Error: The message “Try again” is printed even when the first answer is correct.

Fix: Move the WRITE statement after the test, or replace the structure with a WHILE loop:

INPUT answer
WHILE answer ≠ correct
    WRITE "Try again"
    INPUT answer
END WHILE
WRITE "Correct!"

Flowchart C – Missing Decision Exit

Correction: Add a second arrow labelled “No” that leads to the WRITE symbol (or the terminator).

Algorithm D – Unmatched ENDIF

INPUT x
IF x > 0 THEN
    WRITE "Positive"
ELSE
    IF x = 0 THEN
        WRITE "Zero"
END IF

Error: Two IF statements but only one ENDIF. The inner IF is not closed.

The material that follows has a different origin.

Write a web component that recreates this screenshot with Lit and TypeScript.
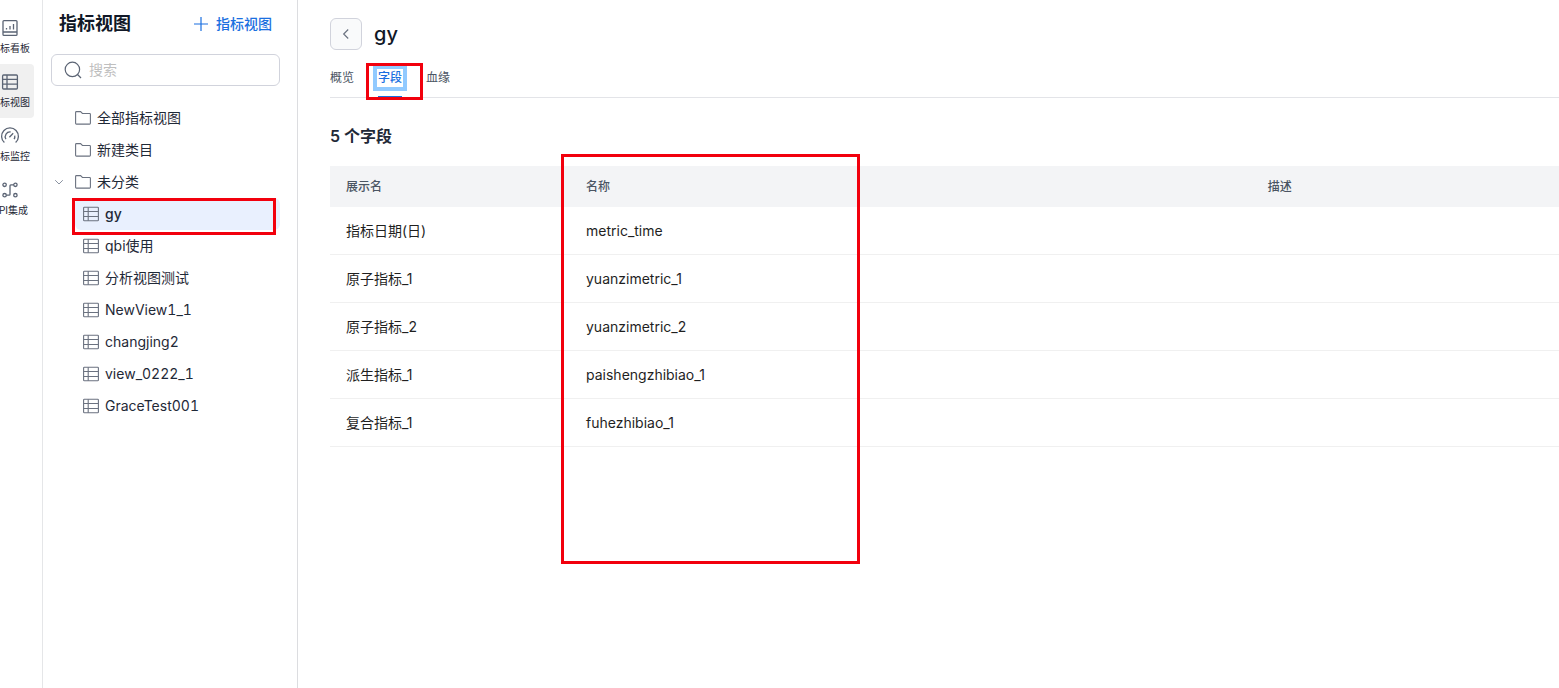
import { LitElement, html, css, svg } from "lit";
import { customElement, property, state } from "lit/decorators.js";
import { classMap } from "lit/directives/class-map.js";

const base = css`
  :host,
  * {
    box-sizing: border-box;
  }
  button {
    font: inherit;
    color: inherit;
    background: none;
    border: 0;
    margin: 0;
    padding: 0;
    cursor: pointer;
  }
  svg {
    display: block;
    flex: none;
    fill: none;
    stroke: currentColor;
  }
  .mark {
    position: absolute;
    border: 3px solid #f2000d;
    pointer-events: none;
    z-index: 2;
  }
`;

const sheet = svg`
  <rect x="0.6" y="1.2" width="14.8" height="13.6" rx="0.8"></rect>
  <path d="M0.6 5.5H15.4M0.6 10.5H15.4M5.2 1.2V14.8"></path>`;

const railIcons: Record<string, unknown> = {
  board: svg`
    <rect x="1" y="0.6" width="14" height="14.8" rx="1"></rect>
    <path d="M1 12H15M4.5 9.5V8M8 9.5V6M11.5 9.5V4"></path>`,
  sheet: svg`
    <rect x="0.6" y="1" width="14.8" height="14" rx="1"></rect>
    <path d="M0.6 5.4H15.4M0.6 10.2H15.4M5 1V15"></path>`,
  gauge: svg`
    <path d="M2.4 14.6A8.4 8.4 0 1 1 13.6 14.6"></path>
    <path d="M3.9 11.2A4.8 4.8 0 0 1 8.6 4M12.7 7.6A4.8 4.8 0 0 1 12.1 11.2M7.4 9.2L11.2 5.2"></path>`,
  api: svg`
    <circle cx="2.6" cy="2.8" r="1.7"></circle>
    <circle cx="13.4" cy="2.8" r="1.7"></circle>
    <circle cx="2.6" cy="13.2" r="1.7"></circle>
    <circle cx="13.4" cy="13.2" r="1.7"></circle>
    <path d="M11.7 2.8H8.9Q8 2.8 8 3.7V12.3Q8 13.2 7.1 13.2H4.3"></path>`,
};

@customElement("app-rail")
export class AppRail extends LitElement {
  static styles = [
    base,
    css`
      :host {
        display: block;
        flex: none;
        width: 43px;
        overflow: hidden;
        border-right: 1px solid #e5e6e8;
      }
      .items {
        display: flex;
        flex-direction: column;
        width: 64px;
        margin-left: -22px;
        padding: 10px 8px;
      }
      .item {
        display: flex;
        flex-direction: column;
        align-items: center;
        gap: 4px;
        height: 54px;
        padding-top: 10px;
        border-radius: 4px;
        font-size: 10px;
        line-height: 16px;
        white-space: nowrap;
        color: #1f2937;
      }
      .item svg {
        color: #5b6474;
      }
      .item.on {
        background: #f0f0f0;
      }
    `,
  ];

  private items = [
    { icon: "board", label: "指标看板" },
    { icon: "sheet", label: "指标视图" },
    { icon: "gauge", label: "指标监控" },
    { icon: "api", label: "API集成" },
  ];

  @state() private active = "sheet";

  render() {
    return html`<nav class="items">
      ${this.items.map(
        (i) => html`<button
          class=${classMap({ item: true, on: i.icon === this.active })}
          @click=${() => (this.active = i.icon)}
        >
          <svg width="16" height="16" viewBox="0 0 16 16" stroke-width="1.3" overflow="visible">
            ${railIcons[i.icon]}
          </svg>
          <span>${i.label}</span>
        </button>`
      )}
    </nav>`;
  }
}

@customElement("view-sidebar")
export class ViewSidebar extends LitElement {
  static styles = [
    base,
    css`
      :host {
        display: block;
        flex: none;
        width: 255px;
        padding: 8px 17px 0 8px;
        border-right: 1px solid #dcdde0;
        color: #1f2937;
      }
      .head {
        display: flex;
        align-items: center;
        justify-content: space-between;
        height: 32px;
        padding: 0 8px;
      }
      .title {
        margin: 0;
        font-size: 18px;
        line-height: 24px;
        font-weight: 600;
        color: #111827;
      }
      .add {
        display: flex;
        align-items: center;
        gap: 8px;
        font-size: 14px;
        font-weight: 500;
        color: #1a6fe0;
      }
      .search {
        display: flex;
        align-items: center;
        gap: 7px;
        height: 32px;
        margin-top: 14px;
        padding: 0 12px;
        border: 1px solid #d1d3dc;
        border-radius: 6px;
        color: #5b6474;
      }
      .search input {
        flex: 1;
        min-width: 0;
        padding: 0;
        border: 0;
        outline: 0;
        background: none;
        font: inherit;
        color: #1f2937;
      }
      .search input::placeholder {
        color: #bfbfbf;
      }
      .tree {
        margin: 16px 0 0;
        padding: 0;
        list-style: none;
        font-variant-numeric: tabular-nums;
      }
      .node {
        position: relative;
      }
      .row {
        display: flex;
        align-items: center;
        gap: 6px;
        width: 100%;
        height: 32px;
        text-align: left;
        font-size: 14px;
        line-height: 22px;
      }
      .row svg {
        color: #6b7280;
      }
      .row .caret {
        width: 16px;
        margin-right: 2px;
        color: #8b93a1;
      }
      .leaf {
        margin-left: 24px;
      }
      .leaf .row {
        padding-left: 8px;
        border-radius: 6px;
      }
      .leaf.on .row {
        background: #e9f0fe;
        font-weight: 500;
      }
      .mark {
        inset: 0 4px -5px -3px;
      }
    `,
  ];

  @property() current = "";

  private folders = ["全部指标视图", "新建类目", "未分类"];
  private views = ["gy", "qbi使用", "分析视图测试", "NewView1_1", "changjing2", "view_0222_1", "GraceTest001"];

  private pick(view: string) {
    this.dispatchEvent(new CustomEvent("pick", { detail: view }));
  }

  render() {
    return html`
      <div class="head">
        <h2 class="title">指标视图</h2>
        <button class="add">
          <svg width="14" height="14" viewBox="0 0 14 14" stroke-width="1.2"><path d="M7 0V14M0 7H14"></path></svg>
          指标视图
        </button>
      </div>
      <label class="search">
        <svg width="18" height="18" viewBox="0 0 18 18" stroke-width="1.2">
          <circle cx="8.4" cy="8.4" r="7.2"></circle>
          <path d="M13.5 13.5L17 17"></path>
        </svg>
        <input type="text" placeholder="搜索" aria-label="搜索" />
      </label>
      <ul class="tree">
        ${this.folders.map(
          (f, n) => html`<li class="node">
            <button class="row">
              <svg class="caret" height="8" viewBox="0 0 16 8">
                ${n === this.folders.length - 1 ? svg`<path d="M4.2 2.2L8 6L11.8 2.2"></path>` : ""}
              </svg>
              <svg width="16" height="16" viewBox="0 0 16 16" stroke-width="1.1">
                <path d="M0.6 2.4Q0.6 1.6 1.4 1.6H5.6L7.4 3.5H14.6Q15.4 3.5 15.4 4.3V13.3Q15.4 14.1 14.6 14.1H1.4Q0.6 14.1 0.6 13.3Z"></path>
              </svg>
              <span>${f}</span>
            </button>
          </li>`
        )}
        ${this.views.map(
          (v) => html`<li class=${classMap({ node: true, leaf: true, on: v === this.current })}>
            <button class="row" @click=${() => this.pick(v)}>
              <svg width="16" height="16" viewBox="0 0 16 16" stroke-width="1.1">${sheet}</svg>
              <span>${v}</span>
            </button>
            ${v === this.current ? html`<span class="mark"></span>` : ""}
          </li>`
        )}
      </ul>
    `;
  }
}

@customElement("view-detail")
export class ViewDetail extends LitElement {
  static styles = [
    base,
    css`
      :host {
        display: block;
        flex: 1;
        min-width: 0;
        padding: 18px 0 0 32px;
        color: #1f1f1f;
      }
      .head {
        display: flex;
        align-items: center;
        gap: 12px;
      }
      .back {
        display: grid;
        place-items: center;
        width: 32px;
        height: 32px;
        border: 1px solid #d1d3dc;
        border-radius: 6px;
        background: #f9fafb;
        color: #6b7280;
      }
      .name {
        margin: 0;
        font-size: 20px;
        line-height: 28px;
        font-weight: 500;
        color: #111827;
      }
      .tabs {
        display: flex;
        gap: 24px;
        height: 48px;
        border-bottom: 1px solid #e3e4e8;
      }
      .tab {
        position: relative;
        display: flex;
        align-items: center;
        margin-bottom: -1px;
        padding-top: 8px;
        font-size: 12px;
        line-height: 16px;
        color: #4b5563;
      }
      .tab.on {
        color: #1a6fe0;
        font-weight: 500;
        outline: 0;
        box-shadow: inset 0 -2px #1a6fe0;
      }
      .tab.on .label {
        outline: 4px solid #91caff;
        outline-offset: 1px;
      }
      .tab .mark {
        inset: 13px -21px -2px -12px;
      }
      .count {
        margin: 26px 0 18px;
        font-size: 16px;
        line-height: 24px;
        font-weight: 600;
        color: #1f2937;
      }
      table {
        width: 100%;
        table-layout: fixed;
        border-collapse: separate;
        border-spacing: 0;
        text-align: left;
      }
      .first {
        width: 240px;
      }
      .last {
        width: 25%;
      }
      th {
        position: relative;
        height: 41px;
        padding: 0 16px;
        background: #f3f4f6;
        font-size: 12px;
        line-height: 20px;
        font-weight: 500;
        color: #4b5563;
      }
      td {
        height: 48px;
        padding: 0 16px;
        border-bottom: 1px solid #f0f0f0;
        font-size: 14px;
        line-height: 22px;
      }
      th .mark {
        top: -12px;
        left: -9px;
        width: 299px;
        height: 410px;
      }
    `,
  ];

  @property() name = "";
  @state() private tab = "字段";

  private fields = [
    ["指标日期(日)", "metric_time", ""],
    ["原子指标_1", "yuanzimetric_1", ""],
    ["原子指标_2", "yuanzimetric_2", ""],
    ["派生指标_1", "paishengzhibiao_1", ""],
    ["复合指标_1", "fuhezhibiao_1", ""],
  ];

  render() {
    return html`
      <header class="head">
        <button class="back" aria-label="返回">
          <svg width="8" height="12" viewBox="0 0 8 12" stroke-width="1.2"><path d="M6.2 1.5L1.7 6L6.2 10.5"></path></svg>
        </button>
        <h1 class="name">${this.name}</h1>
      </header>
      <div class="tabs" role="tablist">
        ${["概览", "字段", "血缘"].map(
          (t) => html`<button
            class=${classMap({ tab: true, on: t === this.tab })}
            role="tab"
            aria-selected=${t === this.tab}
            @click=${() => (this.tab = t)}
          >
            <span class="label">${t}</span>
            ${t === this.tab ? html`<span class="mark"></span>` : ""}
          </button>`
        )}
      </div>
      <h3 class="count">${this.fields.length} 个字段</h3>
      <table>
        <thead>
          <tr>
            <th class="first">展示名</th>
            <th>名称<span class="mark"></span></th>
            <th class="last">描述</th>
          </tr>
        </thead>
        <tbody>
          ${this.fields.map((r) => html`<tr>${r.map((c) => html`<td>${c}</td>`)}</tr>`)}
        </tbody>
      </table>
    `;
  }
}

@customElement("app-root")
export class AppRoot extends LitElement {
  static styles = css`
    :host {
      display: flex;
      min-height: 100vh;
      background: #fff;
      font-family: Inter, "Noto Sans CJK SC", sans-serif;
      font-size: 14px;
      line-height: 22px;
    }
  `;

  @state() private current = "gy";

  render() {
    return html`
      <app-rail></app-rail>
      <view-sidebar
        .current=${this.current}
        @pick=${(e: CustomEvent<string>) => (this.current = e.detail)}
      ></view-sidebar>
      <view-detail .name=${this.current}></view-detail>
    `;
  }
}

Fix: Add an additional ENDIF after the “Zero” branch.

Practice Questions

1. Write pseudocode to read a list of 10 integers and display the largest value using a FOR loop.
2. Convert the following flowchart (provided by the exam board) into correct Cambridge‑style pseudocode. Include all required END statements.
3. Design a menu‑driven program that allows the user to:
   • Calculate the area of a rectangle,
   • Calculate the area of a circle,
   • Exit.
   Use CASE … ENDCASE for the menu and appropriate loops to allow repeated use until the user chooses “Exit”.
4. Write a sub‑routine called IsPrime that takes an integer n and returns TRUE if n is a prime number, otherwise FALSE. Show how you would call this procedure from a main algorithm.
5. Given the algorithm below, identify and correct all errors (both logical and syntactic).
   

   INPUT n
   i ← 2
   WHILE i ≤ n
       IF n MOD i = 0 THEN
           WRITE n, "is not prime"
       ENDIF
       i ← i + 1
   END WHILE
   WRITE n, "is prime"
   

Summary Checklist for the Exam

• Know the exact spelling and order of every Cambridge pseudocode keyword.
• Remember that FOR loops always require END FOR; WHILE requires END WHILE; REPEAT pairs with UNTIL.
• All IF structures terminate with ENDIF; include ELSE only when a second branch is required.
• When translating a decision diamond that loops back, use WHILE or REPEAT…UNTIL; when it splits, use IF…ELSE or CASE.
• Check indentation – it makes nested structures clear and helps avoid missing END statements.
• In flowcharts, every diamond must have at least two outgoing arrows (Yes/No or multiple cases).